OBJECTIVE →
Reproduce the listing word for word. Skip any image.
▼
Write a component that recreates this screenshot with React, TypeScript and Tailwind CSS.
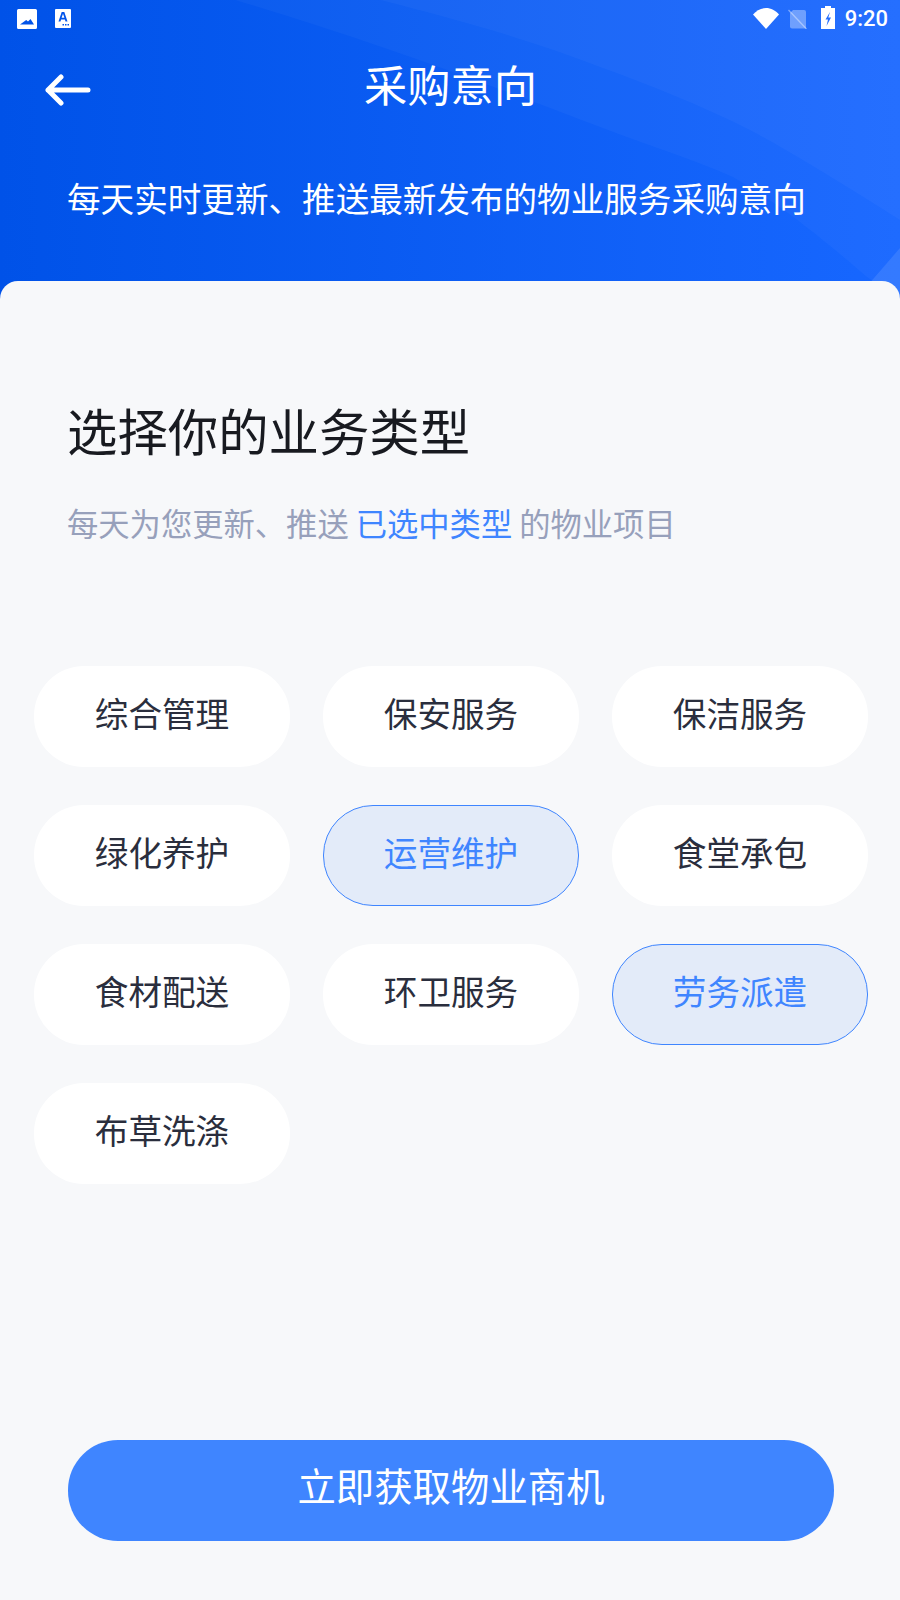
const items = [
  ["综合管理", false], ["保安服务", false], ["保洁服务", false],
  ["绿化养护", false], ["运营维护", true], ["食堂承包", false],
  ["食材配送", false], ["环卫服务", false], ["劳务派遣", true],
  ["布草洗涤", false],
] as const;

function Pill({ label, active }: { label: string; active: boolean }) {
  return (
    <div
      className={
        active
          ? "h-[101px] rounded-[50px] border border-[#3f85ff] bg-[#e3ebf9] text-[#3f85ff] text-[33.6px] flex items-center justify-center pb-[6px]"
          : "h-[101px] rounded-[50px] bg-white text-[#2a2e3d] text-[33.6px] flex items-center justify-center pb-[6px]"
      }
    >
      {label}
    </div>
  );
}

export default function App() {
  return (
    <div
      className="w-[900px] h-[1600px] overflow-hidden bg-[#f7f8fa] flex flex-col"
      style={{ fontFamily: '"Noto Sans CJK SC", "Noto Sans", sans-serif' }}
    >
      <header className="relative h-[299px] shrink-0 bg-gradient-to-r from-[#0052e8] to-[#1767ff] text-white">
        <svg className="absolute inset-0" width="900" height="299" viewBox="0 0 900 299" fill="none">
          <path d="M235 0 C 370 40 490 85 600 127 C 650 146 695 160 733 177 C 790 210 835 250 867 277 L900 299 L900 0 Z" fill="#ffffff" fillOpacity="0.03" />
          <path d="M380 0 C 460 20 530 40 600 67 C 650 85 700 105 750 130 C 805 160 860 195 900 220 L900 0 Z" fill="#ffffff" fillOpacity="0.03" />
          <path d="M868 285 L900 248 L900 299 L868 299 Z" fill="#ffffff" fillOpacity="0.1" />
        </svg>
        <div className="relative flex items-center justify-between h-[37px] pl-[17px] pr-[12px]">
          <div className="flex items-center gap-[18px]">
            <svg width="20" height="20" viewBox="0 0 20 20">
              <path fillRule="evenodd" d="M1.500 0h17A1.500 1.500 0 0 1 20 1.500v17a1.500 1.500 0 0 1-1.500 1.500h-17A1.500 1.500 0 0 1 0 18.500v-17A1.500 1.500 0 0 1 1.500 0zM3 15.500h14l-3.500-5.500-2.500 2.500-1.800-1.500-1.700 1.200z" fill="#fff" />
            </svg>
            <svg width="16" height="19" viewBox="0 0 16 19">
              <path fillRule="evenodd" d="M1 0h14a1 1 0 0 1 1 1v17a1 1 0 0 1-1 1H1a1 1 0 0 1-1-1V1a1 1 0 0 1 1-1zM6.700 3 3.500 12.500h2l.6-2h3.800l.6 2h2L9.300 3zM6.600 8.800 8 4.800l1.400 4zM7.500 15h1.500v1.500H7.500zM10 15h1.500v1.500H10zM12.500 15H14v1.500h-1.500z" fill="#fff" />
            </svg>
          </div>
          <div className="flex items-center">
            <svg width="26" height="21" viewBox="0 0 26 21" className="mr-[9px]">
              <path d="M0 6.500C3.500 2.500 8 0 13 0s9.500 2.500 13 6.500L13 21z" fill="#fff" />
            </svg>
            <svg width="19" height="20" viewBox="0 0 19 20" className="mr-[14px]">
              <path d="M5 1h11a2 2 0 0 1 2 2v16.500H4a2 2 0 0 1-2-2V4z" fill="#fff" fillOpacity="0.35" />
              <path d="M0.500 1l18 19" stroke="#fff" strokeOpacity="0.4" strokeWidth="1.300" />
            </svg>
            <svg width="14" height="23" viewBox="0 0 14 23" className="mr-[10px] mb-[3px]">
              <path fillRule="evenodd" d="M4 0h6v2h4v21H0V2h4zM9 6 4.500 13.500h2.500L5.500 20 10 11.500H7.300z" fill="#fff" />
            </svg>
            <span className="text-[22px] font-medium leading-none" style={{ fontFamily: "Roboto, sans-serif" }}>9:20</span>
          </div>
        </div>
        <div className="relative flex items-center justify-center h-[70px] mt-[12px]">
          <svg width="46" height="32" viewBox="0 0 46 32" fill="none" className="absolute left-[45px] top-[25px]">
            <path d="M16 3 3 16l13 13M3 16h40" stroke="#fff" strokeWidth="5" strokeLinecap="round" strokeLinejoin="round" />
          </svg>
          <h1 className="ml-px text-[43.2px] leading-none font-normal">采购意向</h1>
        </div>
        <p className="relative mt-[54px] pl-[67px] text-[33.6px] leading-[50px] whitespace-nowrap">每天实时更新、推送最新发布的物业服务采购意向</p>
      </header>

      <main className="flex-1 -mt-[18px] rounded-t-[18px] bg-[#f7f8fa] relative flex flex-col">
        <div className="pl-[68px] pt-[116px]">
          <h2 className="text-[50.4px] leading-[66px] -ml-px font-normal text-[#181a20]">选择你的业务类型</h2>
          <p className="mt-[38px] -ml-px text-[31.3px] leading-[44px] text-[#97a0bb]">
            每天为您更新、推送 <span className="text-[#3f85ff]">已选中类型</span> 的物业项目
          </p>
        </div>
        <div className="mt-[121px] pl-[34px] pr-[32px] grid grid-cols-3 gap-x-[33px] gap-y-[38px]">
          {items.map(([label, active]) => (
            <Pill key={label} label={label} active={active} />
          ))}
        </div>
        <button className="mt-auto mb-[59px] ml-[68px] mr-[66px] h-[101px] rounded-[50px] bg-[#3f85ff] text-white text-[38.4px] pb-[11px]">
          立即获取物业商机
        </button>
      </main>
    </div>
  );
}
▲
COMPLETED EXERCISE →
Write a component that recreates this screenshot with React, TypeScript and Tailwind CSS.
const items = [
  ["综合管理", false], ["保安服务", false], ["保洁服务", false],
  ["绿化养护", false], ["运营维护", true], ["食堂承包", false],
  ["食材配送", false], ["环卫服务", false], ["劳务派遣", true],
  ["布草洗涤", false],
] as const;

function Pill({ label, active }: { label: string; active: boolean }) {
  return (
    <div
      className={
        active
          ? "h-[101px] rounded-[50px] border border-[#3f85ff] bg-[#e3ebf9] text-[#3f85ff] text-[33.6px] flex items-center justify-center pb-[6px]"
          : "h-[101px] rounded-[50px] bg-white text-[#2a2e3d] text-[33.6px] flex items-center justify-center pb-[6px]"
      }
    >
      {label}
    </div>
  );
}

export default function App() {
  return (
    <div
      className="w-[900px] h-[1600px] overflow-hidden bg-[#f7f8fa] flex flex-col"
      style={{ fontFamily: '"Noto Sans CJK SC", "Noto Sans", sans-serif' }}
    >
      <header className="relative h-[299px] shrink-0 bg-gradient-to-r from-[#0052e8] to-[#1767ff] text-white">
        <svg className="absolute inset-0" width="900" height="299" viewBox="0 0 900 299" fill="none">
          <path d="M235 0 C 370 40 490 85 600 127 C 650 146 695 160 733 177 C 790 210 835 250 867 277 L900 299 L900 0 Z" fill="#ffffff" fillOpacity="0.03" />
          <path d="M380 0 C 460 20 530 40 600 67 C 650 85 700 105 750 130 C 805 160 860 195 900 220 L900 0 Z" fill="#ffffff" fillOpacity="0.03" />
          <path d="M868 285 L900 248 L900 299 L868 299 Z" fill="#ffffff" fillOpacity="0.1" />
        </svg>
        <div className="relative flex items-center justify-between h-[37px] pl-[17px] pr-[12px]">
          <div className="flex items-center gap-[18px]">
            <svg width="20" height="20" viewBox="0 0 20 20">
              <path fillRule="evenodd" d="M1.500 0h17A1.500 1.500 0 0 1 20 1.500v17a1.500 1.500 0 0 1-1.500 1.500h-17A1.500 1.500 0 0 1 0 18.500v-17A1.500 1.500 0 0 1 1.500 0zM3 15.500h14l-3.500-5.500-2.500 2.500-1.800-1.500-1.700 1.200z" fill="#fff" />
            </svg>
            <svg width="16" height="19" viewBox="0 0 16 19">
              <path fillRule="evenodd" d="M1 0h14a1 1 0 0 1 1 1v17a1 1 0 0 1-1 1H1a1 1 0 0 1-1-1V1a1 1 0 0 1 1-1zM6.700 3 3.500 12.500h2l.6-2h3.800l.6 2h2L9.300 3zM6.600 8.800 8 4.800l1.400 4zM7.500 15h1.500v1.500H7.500zM10 15h1.500v1.500H10zM12.500 15H14v1.500h-1.500z" fill="#fff" />
            </svg>
          </div>
          <div className="flex items-center">
            <svg width="26" height="21" viewBox="0 0 26 21" className="mr-[9px]">
              <path d="M0 6.500C3.500 2.500 8 0 13 0s9.500 2.500 13 6.500L13 21z" fill="#fff" />
            </svg>
            <svg width="19" height="20" viewBox="0 0 19 20" className="mr-[14px]">
              <path d="M5 1h11a2 2 0 0 1 2 2v16.500H4a2 2 0 0 1-2-2V4z" fill="#fff" fillOpacity="0.35" />
              <path d="M0.500 1l18 19" stroke="#fff" strokeOpacity="0.4" strokeWidth="1.300" />
            </svg>
            <svg width="14" height="23" viewBox="0 0 14 23" className="mr-[10px] mb-[3px]">
              <path fillRule="evenodd" d="M4 0h6v2h4v21H0V2h4zM9 6 4.500 13.500h2.500L5.500 20 10 11.500H7.300z" fill="#fff" />
            </svg>
            <span className="text-[22px] font-medium leading-none" style={{ fontFamily: "Roboto, sans-serif" }}>9:20</span>
          </div>
        </div>
        <div className="relative flex items-center justify-center h-[70px] mt-[12px]">
          <svg width="46" height="32" viewBox="0 0 46 32" fill="none" className="absolute left-[45px] top-[25px]">
            <path d="M16 3 3 16l13 13M3 16h40" stroke="#fff" strokeWidth="5" strokeLinecap="round" strokeLinejoin="round" />
          </svg>
          <h1 className="ml-px text-[43.2px] leading-none font-normal">采购意向</h1>
        </div>
        <p className="relative mt-[54px] pl-[67px] text-[33.6px] leading-[50px] whitespace-nowrap">每天实时更新、推送最新发布的物业服务采购意向</p>
      </header>

      <main className="flex-1 -mt-[18px] rounded-t-[18px] bg-[#f7f8fa] relative flex flex-col">
        <div className="pl-[68px] pt-[116px]">
          <h2 className="text-[50.4px] leading-[66px] -ml-px font-normal text-[#181a20]">选择你的业务类型</h2>
          <p className="mt-[38px] -ml-px text-[31.3px] leading-[44px] text-[#97a0bb]">
            每天为您更新、推送 <span className="text-[#3f85ff]">已选中类型</span> 的物业项目
          </p>
        </div>
        <div className="mt-[121px] pl-[34px] pr-[32px] grid grid-cols-3 gap-x-[33px] gap-y-[38px]">
          {items.map(([label, active]) => (
            <Pill key={label} label={label} active={active} />
          ))}
        </div>
        <button className="mt-auto mb-[59px] ml-[68px] mr-[66px] h-[101px] rounded-[50px] bg-[#3f85ff] text-white text-[38.4px] pb-[11px]">
          立即获取物业商机
        </button>
      </main>
    </div>
  );
}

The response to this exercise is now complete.